= Psi-man Heal My Child! =

1955 short story by Philip K. Dick

Illustration from short story in Imaginative Tales (November 1955)

"Psi-man Heal My Child!" is a science fiction short story by American writer Philip K. Dick, originally published in the November 1955 issue of the magazine Imaginative Tales. It also has the alternative titles "Psi-Man" and "Outside Consultant", and appeared, among others, in Dick's short story collections The Book of Philip K. Dick and Second Variety.

==Plot summary==
The story revolves around a group of "Talents", people with varying psychoactive powers in a post-apocalyptic setting. The remaining survivors of humanity are hunkered down in isolated communities and can only leave with permission from their military leaders. The main plot of the story follows a family who chooses to have a Talent heal their daughter of cancer instead of the harsh treatments of their local hospital.

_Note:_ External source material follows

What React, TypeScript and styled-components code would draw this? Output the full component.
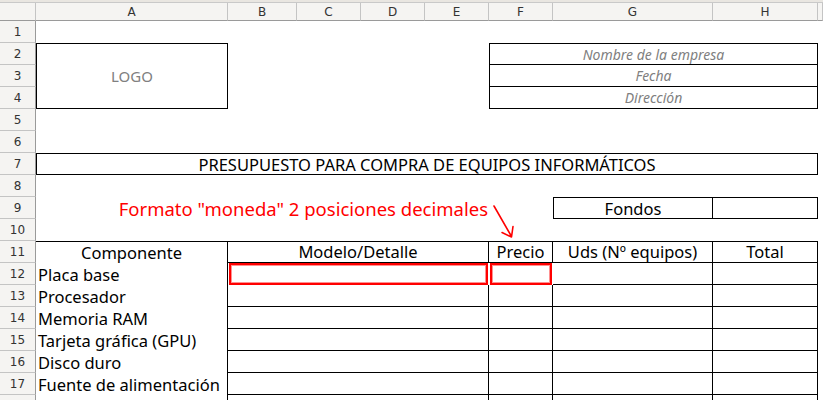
import React from 'react';
import styled, { createGlobalStyle } from 'styled-components';

const GlobalStyle = createGlobalStyle`
  html, body {
    margin: 0;
    padding: 0;
    background: #fff;
  }
  body {
    font-family: "Noto Sans", sans-serif;
  }
`;

const Sheet = styled.div`
  position: relative;
  width: 823px;
  height: 400px;
  overflow: hidden;
  background: #fff;
`;

const TopStrip = styled.div`
  height: 2px;
  background: #e9e6e1;
  border-bottom: 1px solid #c9c9c9;
`;

const Grid = styled.div`
  display: grid;
  grid-template-columns: 36px 192px 69px 64px 64px 64px 64px 160px 105px 1fr;
  grid-template-rows: 18px repeat(18, 22px);
`;

const ColHead = styled.div`
  grid-row: 1;
  box-sizing: border-box;
  display: flex;
  align-items: center;
  justify-content: center;
  background: #f5f4f2;
  border-right: 1px solid #c4c4c4;
  border-bottom: 1px solid #9a9a9a;
  font-family: "DejaVu Sans", sans-serif;
  font-size: 12px;
  color: #333;
`;

const RowHead = styled.div<{ $row: number }>`
  grid-column: 1;
  grid-row: ${(p) => p.$row + 1};
  box-sizing: border-box;
  display: flex;
  align-items: center;
  justify-content: center;
  background: #f5f4f2;
  border-right: 1px solid #9a9a9a;
  border-bottom: 1px solid #c4c4c4;
  font-family: "DejaVu Sans", sans-serif;
  font-size: 12px;
  color: #333;
`;

const line = '1px solid #000';

const Cell = styled.div<{
  $c: number;
  $s?: number;
  $row: number;
  $rs?: number;
  $t?: boolean;
  $r?: boolean;
  $b?: boolean;
  $l?: boolean;
}>`
  grid-column: ${(p) => p.$c} / span ${(p) => p.$s ?? 1};
  grid-row: ${(p) => p.$row + 1} / span ${(p) => p.$rs ?? 1};
  box-sizing: border-box;
  display: flex;
  align-items: center;
  justify-content: center;
  border-top: ${(p) => (p.$t ? line : 'none')};
  border-right: ${(p) => (p.$r ? line : 'none')};
  border-bottom: ${(p) => (p.$b ? line : 'none')};
  border-left: ${(p) => (p.$l ? line : 'none')};
  padding: 0 2px;
  font-size: 16.5px;
  color: #000;
  white-space: nowrap;
`;

const LogoCell = styled(Cell)`
  font-size: 15px;
  color: #808080;
`;

const InfoCell = styled(Cell)`
  font-size: 14px;
  font-style: italic;
  color: #808080;
`;

const TitleCell = styled(Cell)`
  font-size: 16.5px;
`;

const HeadCell = styled(Cell)`
  align-items: flex-end;
  line-height: 20px;
`;

const ItemCell = styled(Cell)`
  justify-content: flex-start;
`;

const Marked = styled(Cell)`
  margin: 0 1px;
  border: 2px solid #ff0000;
  box-shadow: inset 0 0 0 1px #ff9090;
`;

const Note = styled(Cell)`
  justify-content: flex-end;
  overflow: visible;
  padding-right: 1px;
  font-size: 18.5px;
  color: #ff0000;
`;

const Arrow = styled.svg`
  position: absolute;
  left: 488px;
  top: 200px;
  pointer-events: none;
`;

const letters = ['', 'A', 'B', 'C', 'D', 'E', 'F', 'G', 'H', ''];
const info = ['Nombre de la empresa', 'Fecha', 'Dirección'];
const items = [
  'Placa base',
  'Procesador',
  'Memoria RAM',
  'Tarjeta gráfica (GPU)',
  'Disco duro',
  'Fuente de alimentación',
  '',
];

export default function App() {
  return (
    <Sheet>
      <GlobalStyle />
      <TopStrip />
      <Grid>
        {letters.map((l, i) => (
          <ColHead key={i}>{l}</ColHead>
        ))}
        {Array.from({ length: 18 }, (_, i) => (
          <RowHead key={i} $row={i + 1}>
            {i + 1}
          </RowHead>
        ))}

        <LogoCell $c={2} $row={2} $rs={3} $t $r $b $l>
          LOGO
        </LogoCell>
        {info.map((t, i) => (
          <InfoCell key={t} $c={7} $s={3} $row={i + 2} $t={i === 0} $r $b $l>
            {t}
          </InfoCell>
        ))}

        <TitleCell $c={2} $s={8} $row={7} $t $r $b $l>
          PRESUPUESTO PARA COMPRA DE EQUIPOS INFORMÁTICOS
        </TitleCell>

        <Note $c={2} $s={5} $row={9}>
          Formato "moneda" 2 posiciones decimales
        </Note>
        <Cell $c={8} $row={9} $t $r $b $l>
          Fondos
        </Cell>
        <Cell $c={9} $row={9} $t $r $b />

        <HeadCell $c={2} $row={11} $t $r>
          Componente
        </HeadCell>
        <HeadCell $c={3} $s={4} $row={11} $t $r $b>
          Modelo/Detalle
        </HeadCell>
        <HeadCell $c={7} $row={11} $t $r $b>
          Precio
        </HeadCell>
        <HeadCell $c={8} $row={11} $t $r $b>
          Uds (Nº equipos)
        </HeadCell>
        <HeadCell $c={9} $row={11} $t $r $b>
          Total
        </HeadCell>

        {items.map((t, i) => {
          const row = 12 + i;
          return (
            <React.Fragment key={row}>
              <ItemCell $c={2} $row={row} $r>
                {t}
              </ItemCell>
              {i === 0 ? (
                <>
                  <Marked $c={3} $s={4} $row={row} />
                  <Marked $c={7} $row={row} />
                </>
              ) : (
                <>
                  <Cell $c={3} $s={4} $row={row} $r $b />
                  <Cell $c={7} $row={row} $r $b />
                </>
              )}
              <Cell $c={8} $row={row} $r $b />
              <Cell $c={9} $row={row} $r $b />
            </React.Fragment>
          );
        })}
      </Grid>
      <Arrow width="30" height="42" viewBox="0 0 30 42">
        <path
          d="M6 6 L23.5 36.5 M14 32.5 L23.5 37 L25 26.5"
          stroke="#ff0000"
          strokeWidth="1.6"
          fill="none"
          strokeLinecap="round"
          strokeLinejoin="round"
        />
      </Arrow>
    </Sheet>
  );
}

A side plot follows one of the Talents, who has the power to traverse time, repeatedly attempting to change the present by returning to the past.

==Reception==
Australian science fiction author Damien Broderick wrote "this trope of a paranormal power to move back and forth in time is at the heart of this story, which presents a grim post-nuclear future in which a small gathering of the psi-gifted attempt to maintain themselves while helping heal the blighted normals ... it is not a satisfying adventure story, but it is the truth of Philip K. Dick".